Modern systems increasingly blend deterministic services with adaptive, agent-driven behavior. As organizations pursue automation at scale, they face a recurring challenge: how to compose diverse capabilities into a coherent, dependable platform without sacrificing performance, security, or developer velocity. OpenClaw was created to meet that challenge. This book offers a deep technical tour of OpenClaw’s architecture so you can understand not just how it works, but why key decisions were made and how to extend the framework safely and effectively.

Our focus is practical understanding. We start with a high-level map of the framework and then peel back layers: the runtime that schedules and isolates work; the plugin model that enables incremental capability without forking core code; the agent lifecycle that governs creation, activation, suspension, and retirement; and the communication layers that move data and intent through the system. Along the way, we examine the contracts, invariants, and data flows that keep the whole machine predictable under load.
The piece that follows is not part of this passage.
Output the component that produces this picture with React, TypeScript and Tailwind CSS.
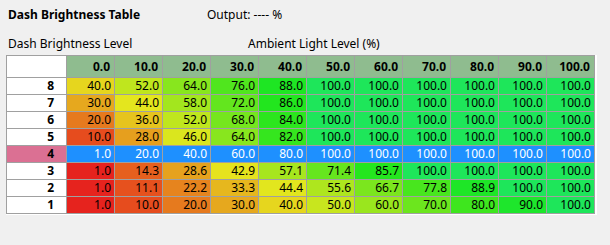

This is a book for engineers and architects who need to build, integrate, and operate OpenClaw-based systems in real environments. If you are designing new services, migrating legacy workloads, or hardening an existing deployment, you will find patterns and guardrails to shorten the path from prototype to production. We assume you are comfortable with distributed systems fundamentals—concurrency, consistency models, queues, observability—and that you value clear interfaces and repeatable operational practices.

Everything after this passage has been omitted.